— Job —
The answer is a single number: how many lines hold the string "this".

— Provided data —
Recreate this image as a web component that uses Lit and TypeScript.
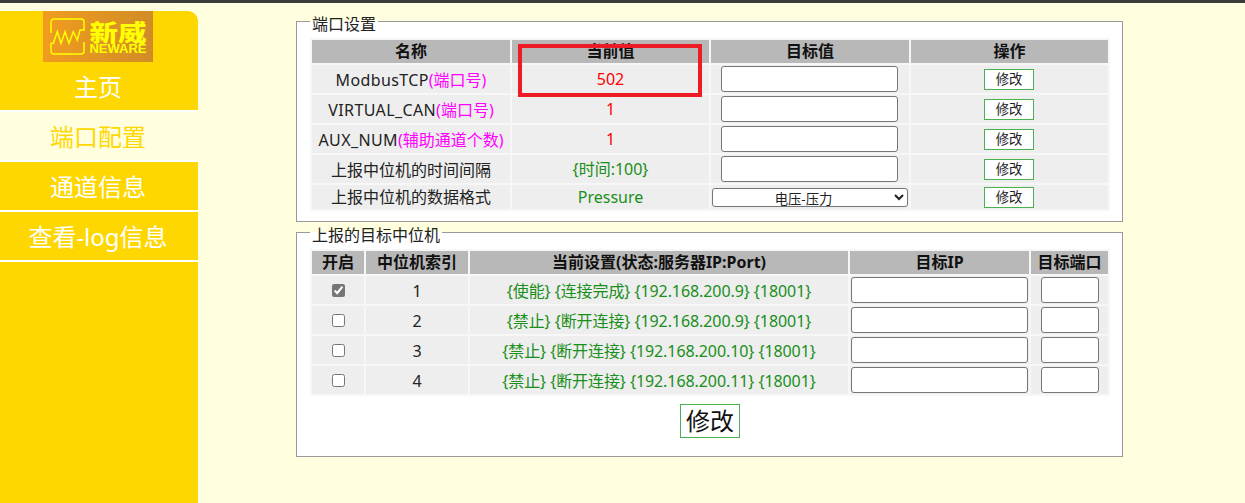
import { LitElement, html, css } from "lit";
import { customElement } from "lit/decorators.js";

@customElement("app-root")
export class AppRoot extends LitElement {
  static styles = css`
    :host {
      display: flex;
      flex-direction: column;
      height: 100vh;
      overflow: hidden;
      background: #ffffe0;
      font-family: "Noto Sans", "Noto Sans CJK SC", sans-serif;
      font-size: 16px;
      color: #222;
      position: relative;
    }
    .topbar { height: 3px; background: #3c3c3c; flex: none; }
    .body { display: flex; flex: 1; min-height: 0; }
    .side {
      width: 198px;
      flex: none;
      margin-top: 8px;
      background: #ffd700;
      border-top-right-radius: 10px;
      display: flex;
      flex-direction: column;
    }
    .logo {
      width: 110px;
      height: 51px;
      margin-left: 43px;
      flex: none;
      box-sizing: border-box;
      padding-left: 7px;
      display: flex;
      align-items: center;
      gap: 3px;
      background: linear-gradient(90deg, #f09c1f, #d18c26);
      color: #ffff00;
    }
    .logo svg { width: 36px; height: 37px; flex: none; }
    .brand { display: flex; flex-direction: column; align-items: center; width: 58px; }
    .brand-cn {
      font-family: "Noto Sans CJK SC", sans-serif;
      font-size: 23px;
      font-weight: 900;
      line-height: 24px;
      height: 24px;
      transform: scaleX(1.24);
    }
    .brand-en {
      font-family: "Liberation Sans", sans-serif;
      font-size: 13px;
      font-weight: 700;
      line-height: 11px;
    }
    .nav { display: flex; flex-direction: column; }
    .nav div {
      box-sizing: content-box;
      height: 47px;
      padding: 1px 2px 0 0;
      line-height: 47px;
      text-align: center;
      font-size: 24px;
      color: #fff;
      border-bottom: 2px solid #fff;
    }
    .nav .active { background: #ffffe0; color: #ffd700; }
    .main {
      margin-left: 98px;
      width: 827px;
      flex: none;
      display: flex;
      flex-direction: column;
      padding-top: 8px;
    }
    fieldset {
      margin: 0;
      box-sizing: border-box;
      width: 827px;
      min-width: 0;
      background: #fff;
      border: 1px solid #999;
      padding: 6px 12px 0 13px;
    }
    .f1 { height: 211px; }
    .f2 { height: 235px; }
    legend {
      box-sizing: border-box;
      padding: 5px 2px 0;
      margin: 0;
      font-size: 16px;
      line-height: 16px;
      height: 21px;
      color: #222;
    }
    table {
      width: 800px;
      table-layout: fixed;
      border-collapse: separate;
      border-spacing: 2px;
      background: #f7f7f7;
    }
    th {
      background: #b8b8b8;
      height: 23px;
      padding: 0;
      font-size: 16px;
      line-height: 23px;
      font-weight: 700;
      color: #111;
      text-align: center;
      white-space: nowrap;
    }
    td {
      background: #eee;
      height: 28px;
      padding: 0;
      text-align: center;
      line-height: 20px;
      white-space: nowrap;
      color: #222;
    }
    tr.short td { height: 24px; }
    td.txt { padding-top: 1px; height: 27px; }
    td.ctl { padding-right: 1px; }
    .lat { letter-spacing: 0.38px; }
    .mag { color: #ff00ff; letter-spacing: 0; }
    .red { color: #ff0000; }
    .grn { color: #1a8f1a; }
    .tight { letter-spacing: -0.08px; }
    .c1 { width: 198px; } .c2 { width: 197px; } .c3 { width: 198px; } .c4 { width: 197px; }
    .d1 { width: 52px; } .d2 { width: 102px; } .d3 { width: 378px; } .d4 { width: 179px; } .d5 { width: 77px; }
    input[type="text"] {
      box-sizing: border-box;
      display: block;
      height: 26px;
      margin: 1px auto;
      padding: 0;
      border: 1px solid #767676;
      border-radius: 3px;
      background: #fff;
    }
    .w177 { width: 177px; }
    .w58 { width: 58px; }
    input[type="checkbox"] {
      width: 13px;
      height: 13px;
      margin: 0 auto;
      display: block;
      accent-color: #767676;
    }
    select {
      display: block;
      box-sizing: border-box;
      width: 196px;
      height: 19px;
      margin: 0 auto;
      padding: 0;
      font-family: "Noto Sans", "Noto Sans CJK SC", sans-serif;
      font-size: 13.33px;
      line-height: 17px;
      text-align: center;
      text-align-last: center;
      background: #fff;
      color: #222;
      border: 1px solid #767676;
      border-radius: 3px;
    }
    button {
      box-sizing: border-box;
      font-family: "Noto Sans", "Noto Sans CJK SC", sans-serif;
      background: #fff;
      border: 1px solid #4caf50;
      color: #222;
      padding: 0;
    }
    .small { display: block; margin: 1px auto 0; width: 50px; height: 21px; font-size: 13.33px; line-height: 19px; }
    .big { display: block; margin: 8px auto 0; width: 60px; height: 34px; font-size: 24px; line-height: 32px; color: #111; }
    .mark {
      position: absolute;
      left: 518px;
      top: 44px;
      width: 184px;
      height: 53px;
      box-sizing: border-box;
      border: 4px solid #ed1c24;
      pointer-events: none;
    }
  `;

  private portRow(label: string, note: string, value: string, cls: string) {
    return html`<tr>
      <td class="txt ${note ? "lat" : ""}">${label}${note ? html`<span class="mag">${note}</span>` : ""}</td>
      <td class=${cls}>${value}</td>
      <td class="ctl"><input type="text" class="w177" /></td>
      <td class="ctl"><button class="small">修改</button></td>
    </tr>`;
  }

  private hostRow(n: number, on: boolean, text: string) {
    return html`<tr>
      <td><input type="checkbox" .checked=${on} /></td>
      <td class="txt">${n}</td>
      <td class="txt grn tight">${text}</td>
      <td><input type="text" class="w177" /></td>
      <td><input type="text" class="w58" /></td>
    </tr>`;
  }

  render() {
    return html`
      <div class="topbar"></div>
      <div class="body">
        <aside class="side">
          <div class="logo">
            <svg viewBox="0 0 36 37" fill="none" stroke="#ffff00" stroke-width="1.5">
              <path d="M1 15V4a3 3 0 0 1 3-3h27a3 3 0 0 1 3 3v8" />
              <path d="M34 24v9a3 3 0 0 1-3 3H4a3 3 0 0 1-3-3v-8" />
              <path d="M1 25.3h2.3l4-11.6 3.7 11.6 4-11.6 4 11.6 4.3-11.6 4 8.3 2.7-10H35" />
            </svg>
            <div class="brand">
              <span class="brand-cn">新威</span>
              <span class="brand-en">NEWARE</span>
            </div>
          </div>
          <nav class="nav">
            <div>主页</div>
            <div class="active">端口配置</div>
            <div>通道信息</div>
            <div>查看-log信息</div>
          </nav>
        </aside>
        <main class="main">
          <fieldset class="f1">
            <legend>端口设置</legend>
            <table>
              <colgroup><col class="c1" /><col class="c2" /><col class="c3" /><col class="c4" /></colgroup>
              <tr><th>名称</th><th>当前值</th><th>目标值</th><th>操作</th></tr>
              ${this.portRow("ModbusTCP", "(端口号)", "502", "red")}
              ${this.portRow("VIRTUAL_CAN", "(端口号)", "1", "red")}
              ${this.portRow("AUX_NUM", "(辅助通道个数)", "1", "red")}
              ${this.portRow("上报中位机的时间间隔", "", "{时间:100}", "grn")}
              <tr class="short">
                <td>上报中位机的数据格式</td>
                <td class="grn">Pressure</td>
                <td class="ctl"><select><option>电压-压力</option></select></td>
                <td class="ctl"><button class="small">修改</button></td>
              </tr>
            </table>
          </fieldset>
          <fieldset class="f2">
            <legend>上报的目标中位机</legend>
            <table>
              <colgroup><col class="d1" /><col class="d2" /><col class="d3" /><col class="d4" /><col class="d5" /></colgroup>
              <tr><th>开启</th><th>中位机索引</th><th>当前设置(状态:服务器IP:Port)</th><th>目标IP</th><th>目标端口</th></tr>
              ${this.hostRow(1, true, "{使能} {连接完成} {192.168.200.9} {18001}")}
              ${this.hostRow(2, false, "{禁止} {断开连接} {192.168.200.9} {18001}")}
              ${this.hostRow(3, false, "{禁止} {断开连接} {192.168.200.10} {18001}")}
              ${this.hostRow(4, false, "{禁止} {断开连接} {192.168.200.11} {18001}")}
            </table>
            <button class="big">修改</button>
          </fieldset>
        </main>
      </div>
      <div class="mark"></div>
    `;
  }
}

— Complete response —
9